Ainsi, de 1991 à nos jours, c’est un bras de fer permanent qui a opposé l’Etat à ses différents démembrements, chaque corporation voulant obtenir, chaque année, plus de privilèges. Des modèles de comportements sociaux sont introduits en parallèle de la distribution tout azimut de privilèges. La norme est devenue, tout en laissant mourir l’école malienne, d’envoyer ses enfants étudier au Maghreb, en Europe ou aux Etats-Unis. La norme est de se montrer en public en voiture de luxe avec en mains un téléphone portable valant son salaire annuel. Ces dérives comportementales ont déteint sur toutes les couches de la société et a même atteint les populations rurales.

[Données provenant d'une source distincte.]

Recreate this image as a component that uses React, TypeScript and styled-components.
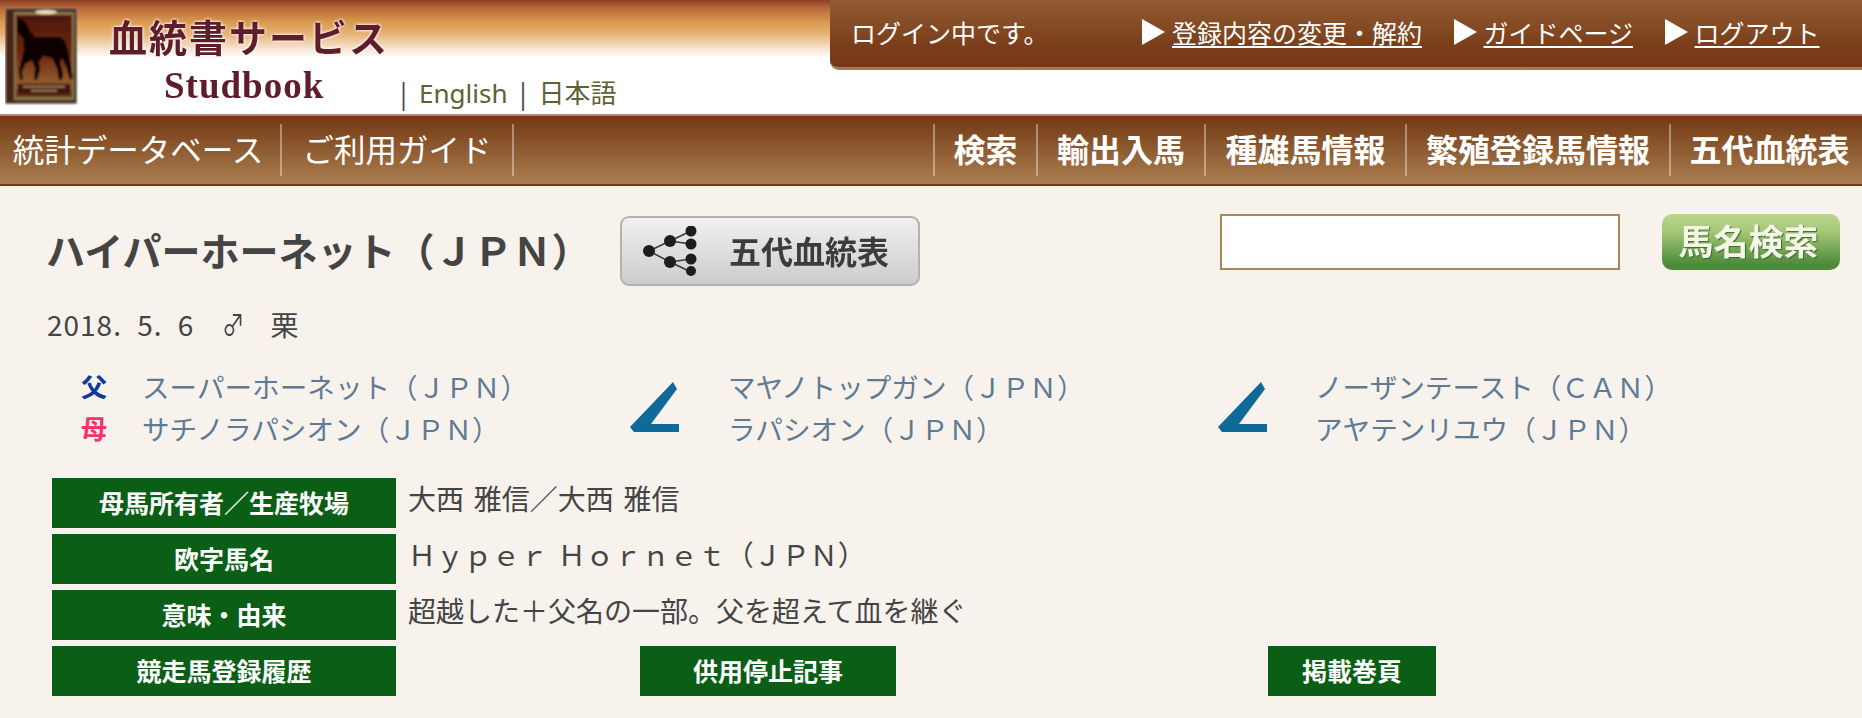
import React from "react";
import styled, { createGlobalStyle } from "styled-components";

const JP = `"Noto Sans CJK JP", "Noto Sans", sans-serif`;

const Global = createGlobalStyle`
  html, body { margin: 0; padding: 0; background: #f7f2ec; }
  body { font-family: ${JP}; color: #444; }
  a { color: inherit; text-decoration: none; }
`;

const Page = styled.div`
  width: 1862px;
  height: 718px;
  overflow: hidden;
  background: #f7f2ec;
`;

const Header = styled.header`
  height: 114px;
  display: flex;
  align-items: flex-start;
  background: linear-gradient(180deg, #8c4127 0, #b9683a 8px, #d9994f 22px, #e6b277 34px, #f3dcc0 46px, #fff 58px);
`;

const Logo = styled.svg`
  width: 73px;
  height: 97px;
  margin: 8px 0 0 5px;
  flex: none;
`;

const Brand = styled.div`
  width: 291px;
  margin-left: 31px;
  flex: none;
  font-weight: 700;
  color: #5f1d2c;
  filter: blur(0.5px);
`;

const BrandName = styled.div`
  font-size: 38px;
  line-height: 40px;
  margin-top: 16px;
  white-space: nowrap;
  letter-spacing: 2px;
  text-shadow: 0 0 3px #fff, 0 0 3px #fff;
`;

const BrandSub = styled.div`
  font-family: "Liberation Serif", serif;
  font-size: 37px;
  line-height: 40px;
  margin: 10px 0 0 55px;
  letter-spacing: 1px;
`;

const Lang = styled.div`
  display: flex;
  align-items: center;
  margin: 74px 0 0 0;
  font-size: 26px;
  line-height: 38px;
  width: 430px;
  flex: none;
  color: #444;
`;

const LangLink = styled.a`
  color: #5c6232;
  margin: 0 12px;
  font-family: "Noto Sans", "Noto Sans CJK JP", sans-serif;
`;

const LoginPanel = styled.div`
  flex: 1;
  height: 70px;
  display: flex;
  align-items: center;
  padding: 0 0 4px 21px;
  box-sizing: border-box;
  background: linear-gradient(180deg, #915b33 0, #7a3f1a 45px, #743814 100%);
  border-bottom: 3px solid #9c7a5c;
  border-bottom-left-radius: 9px;
  color: #fff;
  font-size: 25px;
`;

const LoginStatus = styled.span`
  width: 291px;
  flex: none;
`;

const LoginLink = styled.a`
  display: flex;
  align-items: center;
  gap: 7px;
  margin-right: 31.5px;
  white-space: nowrap;
`;

const LinkText = styled.span`
  text-decoration: underline;
  text-underline-offset: 3px;
`;

const Arrow = styled.i`
  width: 0;
  height: 0;
  border-style: solid;
  border-width: 13px 0 13px 23px;
  border-color: transparent transparent transparent #fff;
`;

const Nav = styled.nav`
  height: 68px;
  display: flex;
  justify-content: space-between;
  align-items: center;
  background: linear-gradient(180deg, #743814 0, #7c451d 12px, #ab7f52 100%);
  border-top: 2px solid #a58d78;
  border-bottom: 2px solid #6e3a1a;
`;

const NavGroup = styled.div`
  display: flex;
  align-items: center;
`;

const NavItem = styled.a<{ $bold?: boolean; $w: number }>`
  width: ${(p) => p.$w}px;
  height: 52px;
  display: flex;
  align-items: center;
  justify-content: center;
  box-sizing: border-box;
  padding-bottom: 4px;
  color: #fff;
  white-space: nowrap;
  font-size: ${(p) => (p.$bold ? 32 : 31.5)}px;
  font-weight: ${(p) => (p.$bold ? 700 : 400)};
  border-style: solid;
  border-color: rgba(255, 255, 255, 0.38);
  border-width: ${(p) => (p.$bold ? "0 0 0 2px" : "0 2px 0 0")};
  &:first-child { padding-right: ${(p) => (p.$bold ? 0 : 4)}px; }
  &:last-child { padding-left: ${(p) => (p.$bold ? 6 : 0)}px; }
`;

const Main = styled.main`
  padding: 30px 22px 0 46px;
`;

const TitleRow = styled.div`
  display: flex;
  align-items: flex-start;
  height: 72px;
`;

const Title = styled.h1`
  margin: -3px 0 0 0;
  width: 574px;
  flex: none;
  font-size: 39px;
  line-height: 72px;
  font-weight: 700;
  color: #444;
  white-space: nowrap;
`;

const TreeButton = styled.button`
  width: 300px;
  height: 70px;
  flex: none;
  display: flex;
  align-items: center;
  padding: 0 0 0 21px;
  gap: 30px;
  box-sizing: border-box;
  border: 2px solid #b5b2ac;
  border-radius: 9px;
  background: linear-gradient(180deg, #f0f0f0, #cccccc);
  color: #3c3c3c;
  font-family: ${JP};
  font-size: 32px;
  font-weight: 700;
`;

const TreeLabel = styled.span`
  padding-bottom: 2px;
  filter: blur(0.5px);
`;

const SearchBox = styled.input`
  width: 400px;
  height: 56px;
  margin: -2px 42px 0 300px;
  box-sizing: border-box;
  flex: none;
  border: 2px solid #a98557;
  background: #fff;
  outline: none;
`;

const SearchButton = styled.button`
  width: 178px;
  height: 56px;
  margin-top: -2px;
  flex: none;
  border: 0;
  border-radius: 10px;
  background: linear-gradient(180deg, #bcd78c 0, #a6c878 30%, #4d8b3a 90%);
  padding: 0 5px 0 0;
`;

const SearchLabel = styled.span`
  display: block;
  color: #f4f6e8;
  font-family: ${JP};
  font-size: 35px;
  line-height: 52px;
  font-weight: 700;
  text-shadow: 1px 1px 1px #3d6a2a;
  filter: blur(0.4px);
  padding-bottom: 4px;
`;

const BirthLine = styled.div`
  margin: 16px 0 0 1px;
  display: flex;
  align-items: center;
  font-size: 28px;
  letter-spacing: 1px;
  word-spacing: 8px;
  line-height: 40px;
  color: #444;
`;

const Sex = styled.span`
  display: inline-block;
  margin: 0 22px 0 25px;
  transform: scaleX(0.8);
`;

const Pedigree = styled.div`
  display: flex;
  margin-top: 21px;
  height: 90px;
`;

const Marks = styled.div`
  width: 96px;
  flex: none;
  padding-left: 35px;
  box-sizing: border-box;
`;

const Mark = styled.div<{ $color: string }>`
  height: 42px;
  line-height: 42px;
  font-size: 26px;
  font-weight: 700;
  color: ${(p) => p.$color};
`;

const HorseColumn = styled.div<{ $w: number }>`
  width: ${(p) => p.$w}px;
  flex: none;
`;

const HorseName = styled.a`
  display: block;
  height: 42px;
  line-height: 42px;
  font-size: 27.6px;
  color: #5f7a94;
  white-space: nowrap;
`;

const Chevron = styled.svg<{ $gap: number }>`
  width: 49px;
  height: 51px;
  flex: none;
  margin: 16px ${(p) => p.$gap}px 0 0;
`;

const Rows = styled.div`
  margin-top: 23px;
  margin-left: 6px;
  display: grid;
  grid-template-columns: 344px 244px 256px 372px 168px;
  grid-auto-rows: 50px;
  row-gap: 6px;
  width: 1400px;
`;

const Label = styled.div<{ $col?: number }>`
  background: #0b5e16;
  color: #fff;
  font-size: 25px;
  font-weight: 700;
  display: flex;
  align-items: center;
  justify-content: center;
  padding-bottom: 2px;
  box-sizing: border-box;
  grid-column: ${(p) => p.$col ?? 1};
`;

const Value = styled.div`
  grid-column: 2 / -1;
  padding-left: 12px;
  font-size: 28px;
  word-spacing: 3.5px;
  line-height: 41px;
  color: #444;
  white-space: nowrap;
`;

const ChevronIcon = ({ gap }: { gap: number }) => (
  <Chevron $gap={gap} viewBox="0 0 49 51">
    <polygon points="43,1 47,8 21,43 49,43 49,51 4,51 0,46" fill="#0f6a9a" />
  </Chevron>
);

export default function App() {
  return (
    <Page>
      <Global />
      <Header>
        <Logo viewBox="0 0 73 97">
          <defs>
            <filter id="soft"><feGaussianBlur stdDeviation="0.8" /></filter>
            <linearGradient id="plate" x1="0" y1="0" x2="0" y2="1">
              <stop offset="0" stopColor="#4e170b" />
              <stop offset="0.5" stopColor="#6d2a12" />
              <stop offset="0.8" stopColor="#93592c" />
              <stop offset="1" stopColor="#5c2e16" />
            </linearGradient>
          </defs>
          <g filter="url(#soft)">
            <rect width="72" height="96" fill="#77736a" />
            <rect x="1" y="1" width="70" height="94" fill="#4e2013" />
            <rect x="9" y="4" width="60" height="88" fill="#857748" />
            <rect x="11" y="7" width="56" height="82" fill="url(#plate)" />
            <ellipse cx="41" cy="4" rx="11" ry="2" fill="#f3dfc0" />
            <path d="M12 10 L15 11 L20 13 L25 23 L30 29 L42 29 L55 29 L60 33 L63 42 L66 58 L68 70 L65 72 L61 58 L57 50 L55 54 L58 66 L57 72 L54 72 L52 60 L47 50 L38 48 L34 54 L35 62 L32 72 L29 72 L30 60 L27 52 L20 56 L17 64 L18 72 L15 72 L14 62 L17 50 L19 42 L18 30 L14 26 L12 22 Z" fill="#070403" />
            <rect x="13" y="76" width="52" height="10" fill="#3f170b" />
            <rect x="18" y="78" width="42" height="1.5" fill="#a88a60" />
            <rect x="26" y="82" width="26" height="1.5" fill="#a88a60" />
          </g>
        </Logo>
        <Brand>
          <BrandName>血統書サービス</BrandName>
          <BrandSub>Studbook</BrandSub>
        </Brand>
        <Lang>
          |<LangLink href="#">English</LangLink>|<LangLink href="#">日本語</LangLink>
        </Lang>
        <LoginPanel>
          <LoginStatus>ログイン中です。</LoginStatus>
          <LoginLink href="#"><Arrow /><LinkText>登録内容の変更・解約</LinkText></LoginLink>
          <LoginLink href="#"><Arrow /><LinkText>ガイドページ</LinkText></LoginLink>
          <LoginLink href="#"><Arrow /><LinkText>ログアウト</LinkText></LoginLink>
        </LoginPanel>
      </Header>
      <Nav>
        <NavGroup>
          <NavItem href="#" $w={282}>統計データベース</NavItem>
          <NavItem href="#" $w={232}>ご利用ガイド</NavItem>
        </NavGroup>
        <NavGroup>
          <NavItem href="#" $bold $w={103}>検索</NavItem>
          <NavItem href="#" $bold $w={168}>輸出入馬</NavItem>
          <NavItem href="#" $bold $w={201}>種雄馬情報</NavItem>
          <NavItem href="#" $bold $w={264}>繁殖登録馬情報</NavItem>
          <NavItem href="#" $bold $w={193}>五代血統表</NavItem>
        </NavGroup>
      </Nav>
      <Main>
        <TitleRow>
          <Title>ハイパーホーネット（ＪＰＮ）</Title>
          <TreeButton>
            <svg width="56" height="50" viewBox="0 0 56 50">
              <g stroke="#3a3838" strokeWidth="1.5" fill="none">
                <path d="M6 25 L27 15 L48 5 M27 15 L48 18 M6 25 L27 36 L48 33 M27 36 L48 46" />
              </g>
              <g fill="#1f1c1c">
                <circle cx="6" cy="25" r="6" />
                <circle cx="27" cy="15" r="6" />
                <circle cx="27" cy="36" r="6" />
                <circle cx="48" cy="5" r="5.5" />
                <circle cx="48" cy="18" r="5.5" />
                <circle cx="48" cy="33" r="5.5" />
                <circle cx="48" cy="45" r="5" />
              </g>
            </svg>
            <TreeLabel>五代血統表</TreeLabel>
          </TreeButton>
          <SearchBox type="text" />
          <SearchButton><SearchLabel>馬名検索</SearchLabel></SearchButton>
        </TitleRow>
        <BirthLine>
          2018. 5. 6<Sex>♂</Sex>栗
        </BirthLine>
        <Pedigree>
          <Marks>
            <Mark $color="#0a3a9a">父</Mark>
            <Mark $color="#f5336b">母</Mark>
          </Marks>
          <HorseColumn $w={488}>
            <HorseName href="#">スーパーホーネット（ＪＰＮ）</HorseName>
            <HorseName href="#">サチノラパシオン（ＪＰＮ）</HorseName>
          </HorseColumn>
          <ChevronIcon gap={49} />
          <HorseColumn $w={490}>
            <HorseName href="#">マヤノトップガン（ＪＰＮ）</HorseName>
            <HorseName href="#">ラパシオン（ＪＰＮ）</HorseName>
          </HorseColumn>
          <ChevronIcon gap={48} />
          <HorseColumn $w={400}>
            <HorseName href="#">ノーザンテースト（ＣＡＮ）</HorseName>
            <HorseName href="#">アヤテンリユウ（ＪＰＮ）</HorseName>
          </HorseColumn>
        </Pedigree>
        <Rows>
          <Label>母馬所有者／生産牧場</Label>
          <Value>大西 雅信／大西 雅信</Value>
          <Label>欧字馬名</Label>
          <Value>Ｈｙｐｅｒ Ｈｏｒｎｅｔ（ＪＰＮ）</Value>
          <Label>意味・由来</Label>
          <Value>超越した＋父名の一部。父を超えて血を継ぐ</Value>
          <Label>競走馬登録履歴</Label>
          <Label $col={3}>供用停止記事</Label>
          <Label $col={5}>掲載巻頁</Label>
        </Rows>
      </Main>
    </Page>
  );
}
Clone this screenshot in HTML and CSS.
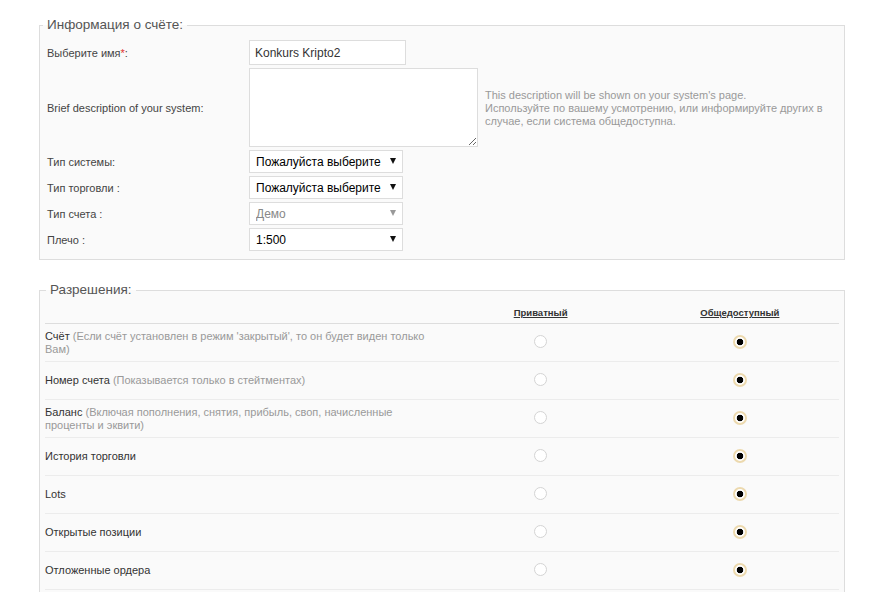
FILE: index.html
```html
<!DOCTYPE html>
<html lang="ru">
<head>
<meta charset="utf-8">
<title>Информация о счёте</title>
<link rel="stylesheet" href="styles.css">
</head>
<body>
<div class="page">
  <fieldset class="box box-info">
    <legend class="box-title">Информация о счёте:</legend>
    <div class="form">
      <label class="lbl">Выберите имя<span class="req">*</span>:</label>
      <div class="field"><input class="text" type="text" value="Konkurs Kripto2"></div>
      <div></div>

      <label class="lbl">Brief description of your system:</label>
      <div class="field"><textarea class="area"></textarea></div>
      <div class="hint">This description will be shown on your system's page.<br>Используйте по вашему усмотрению, или информируйте других в случае, если система общедоступна.</div>

      <label class="lbl">Тип системы:</label>
      <div class="field"><span class="sel"><select><option>Пожалуйста выберите</option></select></span></div>
      <div></div>

      <label class="lbl">Тип торговли :</label>
      <div class="field"><span class="sel"><select><option>Пожалуйста выберите</option></select></span></div>
      <div></div>

      <label class="lbl">Тип счета :</label>
      <div class="field"><span class="sel sel-off"><select disabled><option>Демо</option></select></span></div>
      <div></div>

      <label class="lbl">Плечо :</label>
      <div class="field"><span class="sel"><select><option>1:500</option></select></span></div>
      <div></div>
    </div>
  </fieldset>

  <fieldset class="box box-perm">
    <legend class="box-title">Разрешения:</legend>
    <table class="perm">
      <thead>
        <tr>
          <th class="c-name"></th>
          <th class="c-opt"><span class="th-link">Приватный</span></th>
          <th class="c-opt c-last"><span class="th-link">Общедоступный</span></th>
        </tr>
      </thead>
      <tbody>
        <tr>
          <td class="c-name">Счёт <span class="note">(Если счёт установлен в режим 'закрытый', то он будет виден только Вам)</span></td>
          <td class="c-opt"><span class="radio"></span></td>
          <td class="c-opt c-last"><span class="radio on"></span></td>
        </tr>
        <tr>
          <td class="c-name">Номер счета <span class="note">(Показывается только в стейтментах)</span></td>
          <td class="c-opt"><span class="radio"></span></td>
          <td class="c-opt c-last"><span class="radio on"></span></td>
        </tr>
        <tr>
          <td class="c-name">Баланс <span class="note">(Включая пополнения, снятия, прибыль, своп, начисленные проценты и эквити)</span></td>
          <td class="c-opt"><span class="radio"></span></td>
          <td class="c-opt c-last"><span class="radio on"></span></td>
        </tr>
        <tr>
          <td class="c-name">История торговли</td>
          <td class="c-opt"><span class="radio"></span></td>
          <td class="c-opt c-last"><span class="radio on"></span></td>
        </tr>
        <tr>
          <td class="c-name">Lots</td>
          <td class="c-opt"><span class="radio"></span></td>
          <td class="c-opt c-last"><span class="radio on"></span></td>
        </tr>
        <tr>
          <td class="c-name">Открытые позиции</td>
          <td class="c-opt"><span class="radio"></span></td>
          <td class="c-opt c-last"><span class="radio on"></span></td>
        </tr>
        <tr>
          <td class="c-name">Отложенные ордера</td>
          <td class="c-opt"><span class="radio"></span></td>
          <td class="c-opt c-last"><span class="radio on"></span></td>
        </tr>
      </tbody>
    </table>
  </fieldset>
</div>
</body>
</html>
```

FILE: styles.css
```css
html, body {
  margin: 0;
  padding: 0;
  background: #ffffff;
  font-family: "Liberation Sans", Arial, sans-serif;
  font-size: 11px;
  color: #333;
}

.page {
  padding: 17px 26px 0 39px;
}

.box {
  margin: 0;
  border: 1px solid #dddddd;
  background: #fafafa;
  min-width: 0;
}

.box-title {
  font-size: 13.5px;
  line-height: 16px;
  color: #555;
  padding: 0 4px;
  margin-left: -4px;
}

.box-info {
  padding: 7px 7px 8px 7px;
}

.box-perm {
  margin-top: 22px;
  padding: 0 5px 24px 5px;
}

.box-perm .box-title {
  margin-left: 1px;
}

.form {
  display: grid;
  grid-template-columns: 202px auto 1fr;
  row-gap: 3px;
  align-items: center;
}

.lbl {
  color: #444;
  font-size: 11px;
}

.req {
  color: #e03030;
}

.field {
  display: flex;
}

.text {
  box-sizing: border-box;
  width: 157px;
  height: 25px;
  border: 1px solid #dddddd;
  background: #fff;
  padding: 0 5px;
  margin: 0;
  font-family: "Liberation Sans", Arial, sans-serif;
  font-size: 12px;
  color: #333;
  outline: none;
}

.area {
  box-sizing: border-box;
  width: 229px;
  height: 79px;
  border: 1px solid #dddddd;
  background: #fff;
  margin: 0;
  padding: 2px;
  display: block;
  outline: none;
}

.hint {
  padding-left: 7px;
  width: 345px;
  color: #999;
  font-size: 11px;
  line-height: 13px;
  padding-top: 1px;
}

.sel {
  position: relative;
  display: block;
  width: 154px;
  height: 23px;
}

.sel select {
  -webkit-appearance: none;
  appearance: none;
  box-sizing: border-box;
  width: 100%;
  height: 23px;
  margin: 0;
  border: 1px solid #dddddd;
  border-radius: 0;
  background: #fff;
  padding: 0 0 0 6px;
  font-family: "Liberation Sans", Arial, sans-serif;
  font-size: 12px;
  color: #000;
  outline: none;
}

.sel::after {
  content: "";
  position: absolute;
  right: 7px;
  top: 8px;
  width: 0;
  height: 0;
  border-left: 3.5px solid transparent;
  border-right: 3.5px solid transparent;
  border-top: 6px solid #111;
  pointer-events: none;
}

.sel-off select {
  color: #888;
  opacity: 1;
}

.sel-off::after {
  border-top-color: #999;
}

.perm {
  width: 100%;
  border-collapse: collapse;
  table-layout: fixed;
}

.perm th {
  height: 22px;
  padding: 3px 0 0 0;
  border-bottom: 1px solid #dddddd;
  vertical-align: middle;
  font-weight: normal;
}

.th-link {
  font-size: 9.5px;
  font-weight: bold;
  color: #333;
  text-decoration: underline;
}

.perm td {
  height: 37px;
  padding: 0;
  border-bottom: 1px solid #ececec;
  vertical-align: middle;
  line-height: 13px;
  color: #333;
}

.c-name {
  width: 385px;
  padding-right: 10px !important;
  text-align: left;
}

.c-opt {
  width: 200px;
  text-align: center;
}

.c-last {
  width: 198px;
}

.note {
  color: #999;
}

.radio {
  display: inline-block;
  box-sizing: border-box;
  width: 13px;
  height: 13px;
  border-radius: 50%;
  border: 1px solid #d4d4d4;
  background: #fff;
  vertical-align: middle;
  position: relative;
  top: -1px;
}

.radio.on {
  width: 14px;
  height: 14px;
  border: 2px solid #ecd9ae;
  background: radial-gradient(circle, #000 0, #000 3px, #fff 3.6px);
}
```
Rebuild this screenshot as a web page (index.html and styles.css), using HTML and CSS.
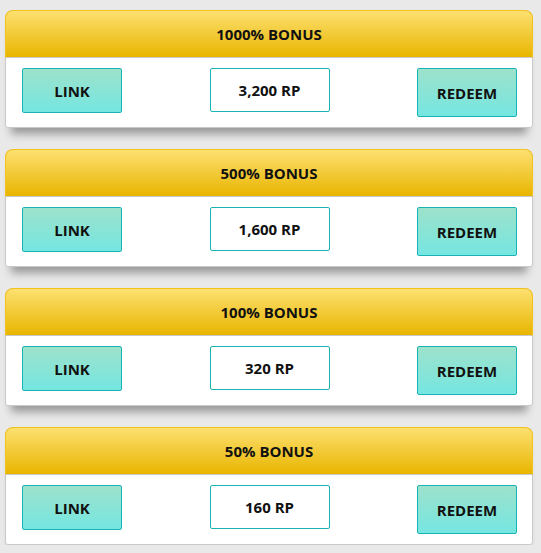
FILE: index.html
```html
<!DOCTYPE html>
<html lang="en">
<head>
    <meta charset="UTF-8">
    <meta name="viewport" content="width=device-width, initial-scale=1.0">
    <title>Bonus offers</title>
    <link rel="stylesheet" href="styles.css">
</head>
<body>
    <div id="offers">
        <div class="offer">
            <div class="offer-title">1000% BONUS</div>
            <div class="offer-body">
                <div class="btn">LINK</div>
                <div class="amount">3,200 RP</div>
                <div class="btn btn-redeem">REDEEM</div>
            </div>
        </div>

        <div class="offer">
            <div class="offer-title">500% BONUS</div>
            <div class="offer-body">
                <div class="btn">LINK</div>
                <div class="amount">1,600 RP</div>
                <div class="btn btn-redeem">REDEEM</div>
            </div>
        </div>

        <div class="offer">
            <div class="offer-title">100% BONUS</div>
            <div class="offer-body">
                <div class="btn">LINK</div>
                <div class="amount">320 RP</div>
                <div class="btn btn-redeem">REDEEM</div>
            </div>
        </div>

        <div class="offer">
            <div class="offer-title">50% BONUS</div>
            <div class="offer-body">
                <div class="btn">LINK</div>
                <div class="amount">160 RP</div>
                <div class="btn btn-redeem">REDEEM</div>
            </div>
        </div>
    </div>
</body>
</html>
```

FILE: styles.css
```css
body {
    background-color: #e9e9e9;
    font-family: 'Open Sans', 'Liberation Sans', sans-serif;
    color: #111;
    margin: 0;
    padding: 0;
    overflow: hidden;
}
#offers {
    display: flex;
    flex-direction: column;
    gap: 21px;
    padding: 10px 8px 0 5px;
}
.offer {
    background-color: #fff;
    border: 1px solid #c9c9c9;
    border-radius: 8px 8px 3px 3px;
    box-shadow: 0 12px 8px -6px rgba(0, 0, 0, 0.35);
}
.offer-title {
    height: 46px;
    line-height: 46px;
    text-align: center;
    font-size: 15px;
    font-weight: bold;
    margin: -1px -1px 0 -1px;
    border: 1px solid #f3c21d;
    border-bottom: 1px solid #c8c8c8;
    border-radius: 8px 8px 0 0;
    background: linear-gradient(to bottom, #fde070, #e8b500);
}
.offer-body {
    display: flex;
    justify-content: space-between;
    align-items: flex-start;
    padding: 10px 15px 10px 16px;
}
.btn {
    width: 98px;
    height: 43px;
    display: flex;
    align-items: center;
    justify-content: center;
    font-size: 15px;
    font-weight: bold;
    border: 1px solid #1ab3b5;
    border-radius: 2px;
    background: linear-gradient(to bottom, #9de2cb, #75e6e1);
}
.btn-redeem {
    height: 47px;
}
.amount {
    width: 118px;
    height: 42px;
    display: flex;
    align-items: center;
    justify-content: center;
    font-size: 15px;
    font-weight: bold;
    border: 1px solid #1ab3b5;
    border-radius: 2px;
    background-color: #fff;
}
```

Il n’est pas rare de voir des villageois avec des téléphones cellulaires de la plus récente génération dont ils ne comprennent même pas le fonctionnement ! Ils suivent simplement la norme qui est désormais : « Il faut posséder et il faut que cela se sache ». Les familles s’y sont mises en distribuant le label de « douaou-den » (enfant prodige) à ceux des membres de la cellule familiale qui se montreraient avec plus de privilèges et de biens. Les biens les plus courus étant, bien entendu, la villa, la V8, le verger. Les autres membres de la cellule familiale, en particulier ceux qui résistent à entrer dans le cercle vicieux de la corruption, reçoivent le label social de « danga-den » (enfants maudits). Depuis, pour se débarrasser de ce label, les enseignants exigent du gouvernement un logement, au risque d’enfoncer encore plus l’école malienne dans une situation qui lui ôte tout sens.
Pour ainsi dire que les hommes politiques qui ont géré le Mali de mars 1991 à maintenant devraient avoir l’humilité et le courage de présenter des excuses publiques au peuple malien.